“THE NATIONAL INTEREST” By
“American citizens deserve to be protected and defended by our government, and that must never change.
But when the instrument that government and military leaders use to accomplish that goal instead causes serious emotional damage to the citizens operating the equipment, kills and alienates those we wish to protect overseas, and perversely creates more enemy fighters than it ever removes from the battlefield, dramatic changes are required.”
“The use of armed drone warfare by the United States has proliferated since 9/11. Advocates of the program say it is essential to American national security. These claims are far from convincing—more on that below. What gets very little examination one way or the other, however, is the effect these operations have on the U.S. personnel that serve within the drone-warfare system, and virtually none on the so-called “collateral damage” inflicted on innocents by errant or mistaken strikes.
Longtime investigative journalist and filmmaker Sonia Kennebeck was doing research on the drone program in 2013. “I had seen lots of commentary and opinion in media on the subject,” Kennebeck told me in a recent interview, “but couldn’t find a lot of verifiable facts or reactions from people directly involved.” The more she discovered, the more fascinating she found the subject matter, and the greater her interest in broadening the scope of the project. There came a key moment, however, when she realized the project deserved to be more than simply an opinion article.
One of the subjects of the film, Heather (only first names are used in the documentary), had recently left the Air Force after serving as an intelligence analyst in the drone program. “When I met Heather the first time she told me not only had she’d struggled with suicide because of all she had seen and experienced, three of her former Air Force colleagues from the program have already taken their own lives. At that point I knew I had to do a film,” Kennebeck explained.
As the documentary details, Heather struggled mightily after she left the Air Force because of the role she played in the deaths of numerous people that were killed in drone strikes. Very often, she explained, when targets were killed with the missile, many people around them were obliterated, body parts flying in all directions. The film also featured the experiences of two other American operators, Daniel and Lisa, who suffered trauma similar to Heather.

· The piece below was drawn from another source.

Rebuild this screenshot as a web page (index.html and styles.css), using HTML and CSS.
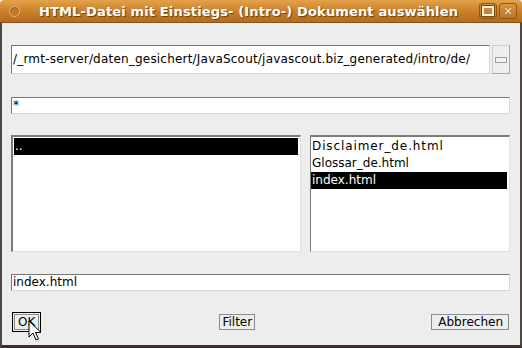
FILE: index.html
```html
<!DOCTYPE html>
<html>
<head>
<meta charset="utf-8">
<title>HTML-Datei mit Einstiegs- (Intro-) Dokument auswählen</title>
<link rel="stylesheet" href="styles.css">
</head>
<body>
<div class="dialog">
	<div class="titlebar">
		<span class="menu-dot"></span>
		<span class="title">HTML-Datei mit Einstiegs- (Intro-) Dokument auswählen</span>
		<span class="tb-btn"><span class="max-box"></span></span>
		<span class="tb-btn close">&#x2715;</span>
	</div>
	<div class="content">
		<div class="path-row">
			<div class="field path">/_rmt-server/daten_gesichert/JavaScout/javascout.biz_generated/intro/de/</div>
			<div class="path-btn"><span class="bar"></span></div>
		</div>
		<div class="field filter">*</div>
		<div class="lists">
			<ul class="list dirs">
				<li class="selected">..</li>
			</ul>
			<ul class="list files">
				<li class="wide">Disclaimer_de.html</li>
				<li>Glossar_de.html</li>
				<li class="selected">index.html</li>
			</ul>
		</div>
		<div class="field filename">index.html</div>
		<div class="buttons">
			<span class="focus"><span class="btn">OK</span></span>
			<span class="btn filter-btn">Filter</span>
			<span class="btn cancel">Abbrechen</span>
		</div>
	</div>
	<svg class="cursor" width="14" height="22" viewBox="0 0 14 22">
		<path d="M1 1 L1 17 L5 13 L8 20 L10.5 19 L7.5 12.5 L13 12.5 Z" fill="#fff" stroke="#000" stroke-width="1" stroke-linejoin="miter"/>
	</svg>
</div>
</body>
</html>
```

FILE: styles.css
```css
html, body {margin: 0; padding: 0;}
body {
	width: 522px;
	height: 348px;
	overflow: hidden;
	font: 12px "DejaVu Sans", "Liberation Sans", sans-serif;
	color: #000;
}

.dialog {
	position: relative;
	width: 522px;
	height: 348px;
	display: flex;
	flex-direction: column;
}

.titlebar {
	height: 23px;
	flex: none;
	display: flex;
	align-items: center;
	background: linear-gradient(#e3a24a, #c97d28 55%, #b56c1e);
	border-bottom: 1px solid #8a5414;
	box-sizing: border-box;
	border-radius: 4px 4px 0 0;
	padding: 0 5px 0 9px;
}

.menu-dot {
	width: 9px;
	height: 9px;
	border-radius: 50%;
	background: #c17a2a;
	border: 1px solid #e9bb7c;
	box-shadow: inset 0 1px 1px #8c5318;
}

.title {
	flex: 1;
	text-align: center;
	color: #fff;
	font-weight: bold;
	font-size: 13px;
	letter-spacing: 0.15px;
	text-shadow: 1px 1px 1px #6b3e0c;
	white-space: nowrap;
}

.tb-btn {
	width: 18px;
	height: 16px;
	margin-left: 2px;
	border: 1px solid #8e5515;
	border-radius: 3px;
	background: linear-gradient(#d99440, #c07628);
	display: flex;
	align-items: center;
	justify-content: center;
	box-sizing: border-box;
}

.tb-btn .max-box {
	width: 8px;
	height: 6px;
	border: 2px solid #fff3e2;
	outline: 1px solid #7a4610;
}

.tb-btn.close {
	color: #fff6ea;
	font-weight: bold;
	font-size: 11px;
	text-shadow: 0 0 1px #5c340a;
}

.content {
	flex: 1;
	background: #ededed;
	border-left: 2px solid #4d4843;
	border-right: 2px solid #4d4843;
	border-bottom: 3px solid #3a2f2f;
	padding: 22px 10px 0 9px;
	display: flex;
	flex-direction: column;
}

.field {
	background: #fff;
	border: 1px solid #d8d8d8;
	border-top-color: #777;
	border-left-color: #777;
	height: 15px;
	line-height: 15px;
	padding: 0 1px;
	white-space: nowrap;
	overflow: hidden;
}

.path-row {
	display: flex;
	gap: 2px;
	height: 29px;
}

.field.path {
	flex: 1;
	height: 27px;
	line-height: 27px;
	letter-spacing: 0.2px;
}

.path-btn {
	width: 18px;
	border: 1px solid #a8a8a8;
	border-top-color: #d0d0d0;
	border-left-color: #d0d0d0;
	box-sizing: border-box;
	display: flex;
	align-items: center;
	justify-content: center;
}

.path-btn .bar {
	width: 10px;
	height: 4px;
	border: 1px solid #a0a0a0;
	background: #f2f2f2;
}

.field.filter {
	margin-top: 23px;
}

.lists {
	margin-top: 21px;
	display: flex;
	gap: 9px;
	height: 117px;
}

.list {
	margin: 0;
	list-style: none;
	background: #fff;
	border: 2px solid #7a7a7a;
	border-right: 1px solid #e0e0e0;
	border-bottom: 1px solid #e0e0e0;
	padding: 1px 2px 0 1px;
}

.list.dirs {
	width: 284px;
	padding-left: 1px;
	padding-right: 2px;
}

.list.files {
	flex: 1;
	border-left-width: 1px;
	padding-left: 0;
}

.list li {
	height: 17px;
	line-height: 17px;
	padding-left: 1px;
	white-space: nowrap;
}

.list li.wide {
	letter-spacing: 0.9px;
}

.list li.selected {
	background: #000;
	color: #fff;
}

.field.filename {
	margin-top: 22px;
}

.buttons {
	margin-top: 21px;
	display: flex;
	justify-content: space-between;
	align-items: center;
	height: 20px;
}

.btn {
	display: inline-block;
	height: 14px;
	line-height: 14px;
	padding: 0 2px;
	border: 1px solid #8c8c8c;
	background: #eeeeee;
}

.btn.filter-btn {
	margin-left: 2px;
}

.btn.cancel {
	padding: 0 5px 0 6px;
	margin-right: 1px;
}

.focus {
	border: 1px solid #000;
	padding: 1px;
	margin-left: 1px;
	display: inline-block;
	line-height: 0;
}

.focus .btn {
	padding: 0 3px;
}

.cursor {
	position: absolute;
	left: 28px;
	top: 320px;
}
```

One of the reasons Kennebeck produced this film was to shine a light on aspects of the program that get little to no public exposure. “The public needs to understand how many people are being killed,” she said, “what countries drones are being operated in, and ultimately there needs to be more regulation because the technology has outpaced our legal and moral frameworks. Policy and rules need to catch up.”
The drone program’s efficacy in attaining U.S. security objectives desperately needs to be assessed. Advocates of drone warfare virtually dismiss the problems without examination, and instead focus on what they cite as the compelling justification. A Brookings report in defense of drone warfare argued that the United States “cannot tolerate terrorist safe havens in remote parts of Pakistan and elsewhere, and drones offer a comparatively low-risk way of targeting these areas.” Like other reports advocating the use of drones, the Brookings study cites the body count as evidence of success.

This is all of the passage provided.